What to Know
- New Jersey on Tuesday reported 365 new deaths from coronavirus-related complications and more than 4,000 new cases of COVID-19. The 365 deaths marked the biggest single-day jump in the state.
- New Jersey has aggressively tested for COVID-19, but Gov. Phil Murphy says more testing is still needed to get his state reopened.
- Social distancing continues to be New Jersey's best weapon at slowing the spread of the novel coronavirus.
New Jersey felt the deadly toll of the novel coronavirus on Tuesday as another 365 deaths from COVID-19 complications were announced, the highest single-day death jump during the pandemic.

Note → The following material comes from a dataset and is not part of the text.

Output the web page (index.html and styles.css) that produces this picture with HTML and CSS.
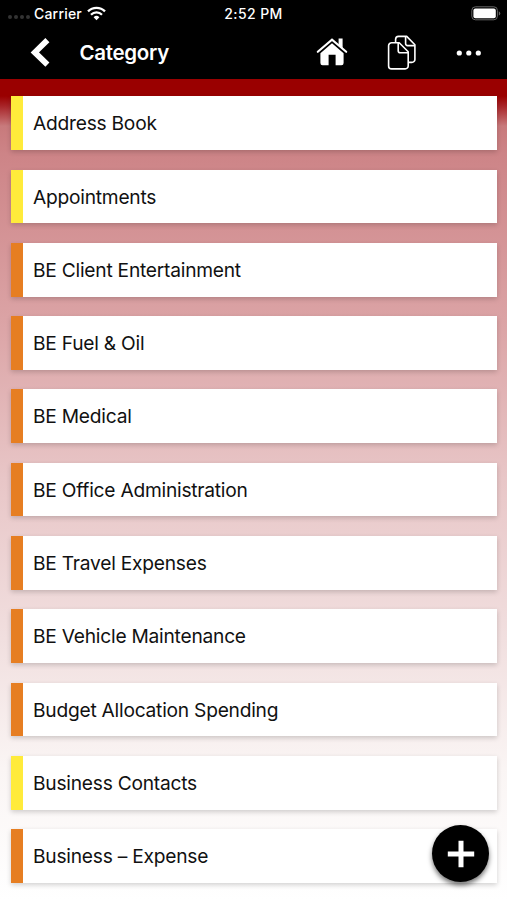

Gov. Phil Murphy called for even more COVID-19 testing as he announced the new deaths that bring the state's death toll to 2,805. Murphy has said such peaks stem from the rate of information coming into the state. It doesn't necessarily mean there has been a big overnight jump, he has said.
Among some of the newest deaths were Bedminster Township Police Patrol Sergeant AlTerek Patterson, New Jersey Department of Transpiration's Eddy Germain and notable Puerto Rican community activist and cultural manager Iris Anaida Martínez Arroyo.
With more than 4,00 new cases, there have now been at least 68,824 people who have tested positive for COVID-19 in New Jersey.
The Push to Keep Testing for COVID-19
Murphy said that New Jersey is no different from most states in that they wish they had more resources for testing for the novel coronavirus. He said that increased testing is critical to reopening his state.
The state has 66 testing sites "but we need to do more" despite running the fourth most tests of any state, Murphy said Tuesday.
"We need reliable, safe, quick access to testing for everyone and we need it everywhere," Murphy said. "Particularly as we begin war gaming and thinking through that process of how and when and what we need in place.. to begin to responsibly reopen our state."
He noted long lines at some testing sites as people with doctors' notes attempt to find out if they have the novel coronavirus. He suggested the PNC Bank Arts Center in Holmdel, which is being operated in partnership with FEMA, could be a better place to get a test as it hasn't reached the maximum 500 tests in recent days. The Holmdel site opens again at 8 a.m. Wednesday.
"No state has the resources they need to test at the scale they need to test," Murphy said.
Murphy said more testing still needs to be done and he called for more federal support. "We need more support for testing."
The New Jersey Policemen's Benevolent Association and Accurate Diagnostics Labs continue to operate drive-thru testing for first responders and health care workers and plan on opening a new site in Hackensack. A site is already up and running in Deptford.
New Jersey has compiled a list of COVID-19 testing sites on its website.
New Laws Amid the Pandemic
Legislation extending the income tax deadline to July 15 and pushing the budget deadline to September will be signed into law, Murphy said.
Another bill would permit people caring for family members with COVID-19 to get 12 weeks of paid family leave during a two-year period without losing their job.
No Mask, No Ride on NJ Transit
Riders on New Jersey Transit are now required to cover their faces as the state works to slow the virus’ spread. Capacity on all transit buses and trains are being curtailed.
The executive order, which went into effect Monday night, requires New Jersey Transit and all private carriers to cut the capacity on all trains, buses, light-rail vehicles and para-transit vehicles to 50% of their maximum, Murphy said. Transit companies must supply workers with gloves and face coverings, he said.
The order also requires face coverings for customers picking up takeout from restaurants and bars, the governor said. Face coverings will not be required for curbside pickup or delivery. Restaurants and bars will be required to provide face coverings for workers.
Murphy has continually urged social distancing as the best tool in slowing COVID-19 and lessening the impact on the state’s hospitals and medical centers. On Tuesday, he showed a map that shows a slowing in cases doubling in the northern part of the state but a quicker doubling in southern counties.
For most people, the new coronavirus causes mild or moderate symptoms, such as fever and cough that clear up in two to three weeks. For some, especially older adults and people with existing health problems, it can cause more severe illness, including pneumonia, or death.